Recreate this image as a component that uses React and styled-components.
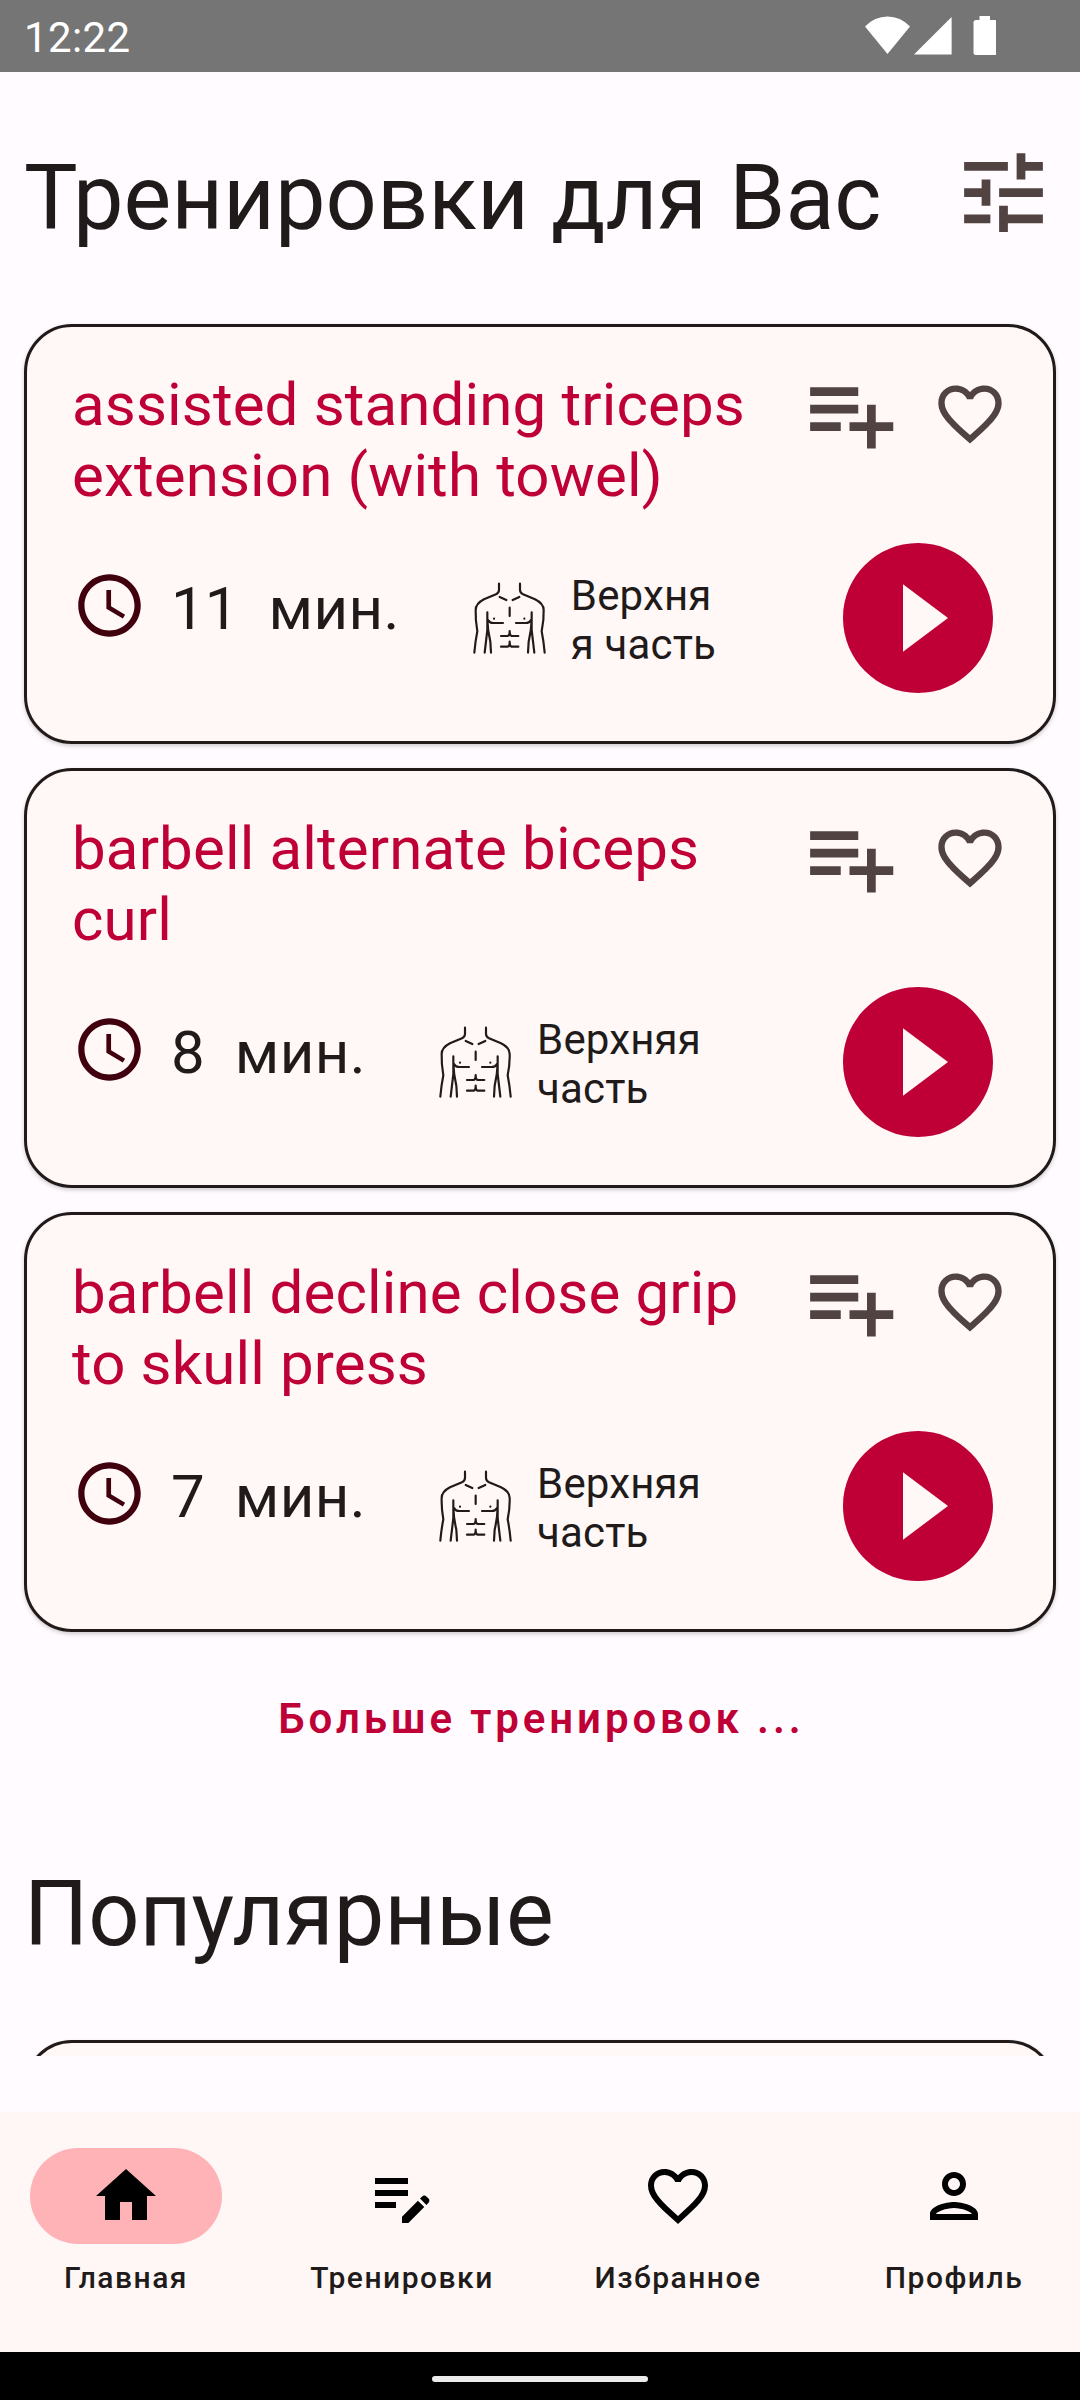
import React from 'react';
import styled, { createGlobalStyle } from 'styled-components';

const color = {
  bg: '#fffbff',
  surface: '#fff8f6',
  nav: '#fff7f5',
  text: '#201a1a',
  primary: '#be0036',
  icon: '#524343',
  clock: '#40000d',
  pill: '#ffb3b7',
};

const GlobalStyle = createGlobalStyle`
  * { box-sizing: border-box; }
  body { margin: 0; background: ${color.bg}; }
`;

const Screen = styled.div`
  width: 1080px;
  height: 2400px;
  display: flex;
  flex-direction: column;
  overflow: hidden;
  background: ${color.bg};
  color: ${color.text};
  font-family: Roboto, 'Noto Sans', sans-serif;
`;

const StatusBar = styled.header`
  height: 72px;
  flex: none;
  display: flex;
  align-items: center;
  justify-content: space-between;
  padding: 0 84px 0 24px;
  background: #757575;
  color: #fff;
`;

const Clock = styled.span`
  font-size: 42px;
  line-height: 50px;
  padding-top: 4px;
  letter-spacing: 0.4px;
`;

const StatusIcons = styled.svg`
  display: block;
  width: 132px;
  height: 40px;
`;

const Content = styled.main`
  height: 1984px;
  flex: none;
  overflow: hidden;
  padding: 0 24px;
`;

const SectionHead = styled.div`
  display: flex;
  align-items: center;
  justify-content: space-between;
  height: 252px;
  padding-bottom: 12px;
`;

const Heading = styled.h1`
  margin: 0;
  font-size: 90px;
  font-weight: 400;
  line-height: 106px;
  padding-top: 13px;
  white-space: nowrap;
`;

const Icon = styled.svg`
  display: block;
  flex: none;
  width: ${(p) => p.$size}px;
  height: ${(p) => p.$size}px;
  fill: ${(p) => p.$color || color.icon};
`;

const CardList = styled.div`
  display: flex;
  flex-direction: column;
  gap: 24px;
`;

const Card = styled.article`
  height: 420px;
  border: 3px solid ${color.text};
  border-radius: 48px;
  background: ${color.surface};
  box-shadow: 0 2px 4px rgba(0, 0, 0, 0.2);
  padding: 42px 45px 33px;
  display: flex;
  flex-direction: column;
  justify-content: space-between;
`;

const CardTop = styled.div`
  display: flex;
  align-items: flex-start;
`;

const CardTitle = styled.h2`
  margin: 0;
  width: 725px;
  font-size: 60px;
  font-weight: 400;
  line-height: 71px;
  letter-spacing: 0.15px;
  color: ${color.primary};
`;

const CardActions = styled.div`
  display: flex;
  align-items: center;
  gap: 30px;
  margin-top: -8px;
`;

const CardBottom = styled.div`
  display: flex;
  align-items: flex-start;
  height: 180px;
`;

const Duration = styled.div`
  display: flex;
  align-items: center;
  margin-top: 39px;
`;

const Minutes = styled.span`
  font-size: 60px;
  line-height: 70px;
  letter-spacing: ${(p) => p.$spacing || 0}px;
  margin-left: ${(p) => p.$gap}px;
  padding-top: 7px;
`;

const BodyPart = styled.div`
  display: flex;
  align-items: flex-start;
  margin: 43px 0 0 72px;
`;

const Torso = styled.svg`
  display: block;
  flex: none;
  width: 75px;
  height: 75px;
  margin-top: 11px;
  fill: none;
  stroke: ${color.text};
  stroke-width: 6.5;
  stroke-linecap: round;
  stroke-linejoin: round;
`;

const PartName = styled.span`
  width: ${(p) => p.$width}px;
  margin-left: 24px;
  font-size: 42px;
  line-height: 49px;
  letter-spacing: 0.15px;
  word-break: ${(p) => (p.$breakWord ? 'break-all' : 'normal')};
`;

const Play = styled.div`
  margin-left: auto;
`;

const MoreLink = styled.div`
  height: 156px;
  padding: 62px 0 0 3px;
  text-align: center;
  font-size: 42px;
  font-weight: 600;
  line-height: 49px;
  letter-spacing: 3.9px;
  color: ${color.primary};
`;

const NavBar = styled.nav`
  height: 240px;
  flex: none;
  margin-top: 56px;
  display: flex;
  gap: 24px;
  background: ${color.nav};
`;

const NavItem = styled.div`
  flex: 1;
  display: flex;
  flex-direction: column;
  align-items: center;
  padding-top: 36px;
`;

const NavPill = styled.div`
  width: 192px;
  height: 96px;
  border-radius: 48px;
  display: flex;
  align-items: center;
  justify-content: center;
  background: ${(p) => (p.$active ? color.pill : 'transparent')};
`;

const NavLabel = styled.span`
  margin-top: 16px;
  font-size: 30px;
  font-weight: 500;
  line-height: 36px;
  letter-spacing: 1.5px;
`;

const GestureArea = styled.footer`
  height: 48px;
  flex: none;
  display: flex;
  align-items: center;
  justify-content: center;
  padding-top: 6px;
  background: #000;
`;

const GestureHandle = styled.div`
  width: 216px;
  height: 6px;
  border-radius: 3px;
  background: #ececec;
`;

const paths = {
  tune: 'M3 17v2h6v-2H3zM3 5v2h10V5H3zm10 16v-2h8v-2h-8v-2h-2v6h2zM7 9v2H3v2h4v2h2V9H7zm14 4v-2H11v2h10zm-6-4h2V7h4V5h-4V3h-2v6z',
  playlistAdd: 'M14 10H3v2h11v-2zm0-4H3v2h11V6zm4 8v-4h-2v4h-4v2h4v4h2v-4h4v-2h-4zM3 16h7v-2H3v2z',
  heart: 'M16.5 3c-1.74 0-3.41.81-4.5 2.09C10.91 3.81 9.24 3 7.5 3 4.42 3 2 5.42 2 8.5c0 3.78 3.4 6.86 8.55 11.54L12 21.35l1.45-1.32C18.6 15.36 22 12.28 22 8.5 22 5.42 19.58 3 16.5 3zm-4.4 15.55l-.1.1-.1-.1C7.14 14.24 4 11.39 4 8.5 4 6.5 5.5 5 7.5 5c1.54 0 3.04.99 3.57 2.36h1.87C13.46 5.99 14.96 5 16.5 5c2 0 3.5 1.5 3.5 3.5 0 2.89-3.14 5.74-7.9 10.05z',
  time: 'M11.99 2C6.47 2 2 6.48 2 12s4.47 10 9.99 10C17.52 22 22 17.52 22 12S17.52 2 11.99 2zM12 20c-4.42 0-8-3.58-8-8s3.58-8 8-8 8 3.58 8 8-3.58 8-8 8zM12.5 7H11v6l5.25 3.15.75-1.23-4.5-2.67z',
  play: 'M12 2C6.48 2 2 6.48 2 12s4.48 10 10 10 10-4.48 10-10S17.52 2 12 2zm-2 14.5v-9l6 4.5-6 4.5z',
  home: 'M10 20v-6h4v6h5v-8h3L12 3 2 12h3v8z',
  editNote: 'M3 10h11v2H3v-2zm0-2h11V6H3v2zm0 8h7v-2H3v2zm15.01-3.13.71-.71c.39-.39 1.02-.39 1.41 0l.71.71c.39.39.39 1.02 0 1.41l-.71.71-2.12-2.12zm-.71.71-5.3 5.3V21h2.12l5.3-5.3-2.12-2.12z',
  person: 'M12 6c1.1 0 2 .9 2 2s-.9 2-2 2-2-.9-2-2 .9-2 2-2m0 10c2.7 0 5.8 1.29 6 2H6c.23-.72 3.31-2 6-2m0-12C9.79 4 8 5.79 8 8s1.79 4 4 4 4-1.79 4-4-1.79-4-4-4zm0 10c-2.67 0-8 1.34-8 4v2h16v-2c0-2.66-5.33-4-8-4z',
};

const Glyph = ({ name, size, tint }) => (
  <Icon viewBox="0 0 24 24" $size={size} $color={tint}>
    <path d={paths[name]} />
  </Icon>
);

const TorsoIcon = () => (
  <Torso viewBox="36 36 225 225">
    <path d="M117 41V60Q117 68 108 73L72 88Q47 101 47 120Q46 150 52 184Q46 214 43 248" />
    <path d="M180 41V60Q180 68 189 73L225 88Q251 101 251 120Q252 150 245 184Q251 214 254 248" />
    <path d="M82 127V180L74 248M82 150Q83 180 91 215L93 248M84 150Q88 159 100 159H129" />
    <path d="M215 127V180L223 248M215 150Q214 180 206 215L204 248M213 150Q209 159 197 159H168" />
    <path d="M119 81L139 90M178 81L158 90M149 113V138" />
    <path d="M123 198H143Q149 197 149 183Q149 197 155 198H175M123 230H143Q149 229 149 215Q149 229 155 230H175" />
    <path d="M102 146h.1M193 146h.1" />
  </Torso>
);

const workouts = [
  { title: 'assisted standing triceps extension (with towel)', minutes: 11, partWidth: 152, breakWord: true },
  { title: 'barbell alternate biceps curl', minutes: 8, partWidth: 180 },
  { title: 'barbell decline close grip to skull press', minutes: 7, partWidth: 180 },
];

const tabs = [
  { label: 'Главная', icon: 'home', active: true },
  { label: 'Тренировки', icon: 'editNote' },
  { label: 'Избранное', icon: 'heart' },
  { label: 'Профиль', icon: 'person' },
];

const WorkoutCard = ({ title, minutes, partWidth, breakWord }) => (
  <Card>
    <CardTop>
      <CardTitle>{title}</CardTitle>
      <CardActions>
        <Glyph name="playlistAdd" size={105} />
        <Glyph name="heart" size={76} />
      </CardActions>
    </CardTop>
    <CardBottom>
      <Duration>
        <Glyph name="time" size={75} tint={color.clock} />
        <Minutes $gap={24}>{minutes}</Minutes>
        <Minutes $gap={30} $spacing={0.45}>мин.</Minutes>
      </Duration>
      <BodyPart>
        <TorsoIcon />
        <PartName $width={partWidth} $breakWord={breakWord}>Верхняя часть</PartName>
      </BodyPart>
      <Play>
        <Glyph name="play" size={180} tint={color.primary} />
      </Play>
    </CardBottom>
  </Card>
);

export default function App() {
  return (
    <>
      <GlobalStyle />
      <Screen>
        <StatusBar>
          <Clock>12:22</Clock>
          <StatusIcons viewBox="0 0 132 40" fill="#fff">
            <path d="M1 10.500Q10.500 .5 23.500 .5T46 10.500L23.500 38Z" />
            <path d="M50 38.500L87.600 1V38.500Z" />
            <path d="M115.500 0h10.500v4h4.500q2.500 0 2.500 2.500v30q0 2.500-2.500 2.500h-18.500q-2.500 0-2.500-2.500v-30q0-2.500 2.500-2.500h3.500Z" />
          </StatusIcons>
        </StatusBar>
        <Content>
          <SectionHead>
            <Heading>Тренировки для Вас</Heading>
            <Glyph name="tune" size={105} />
          </SectionHead>
          <CardList>
            {workouts.map((w) => (
              <WorkoutCard key={w.title} {...w} />
            ))}
          </CardList>
          <MoreLink>Больше тренировок ...</MoreLink>
          <SectionHead>
            <Heading>Популярные</Heading>
          </SectionHead>
          <Card />
        </Content>
        <NavBar>
          {tabs.map((t) => (
            <NavItem key={t.label}>
              <NavPill $active={t.active}>
                <Glyph name={t.icon} size={72} tint="#000" />
              </NavPill>
              <NavLabel>{t.label}</NavLabel>
            </NavItem>
          ))}
        </NavBar>
        <GestureArea>
          <GestureHandle />
        </GestureArea>
      </Screen>
    </>
  );
}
================
Copy out every line in the listing where the word "React" appears.

Recreate this image as a component that uses React and styled-components.
import React from 'react';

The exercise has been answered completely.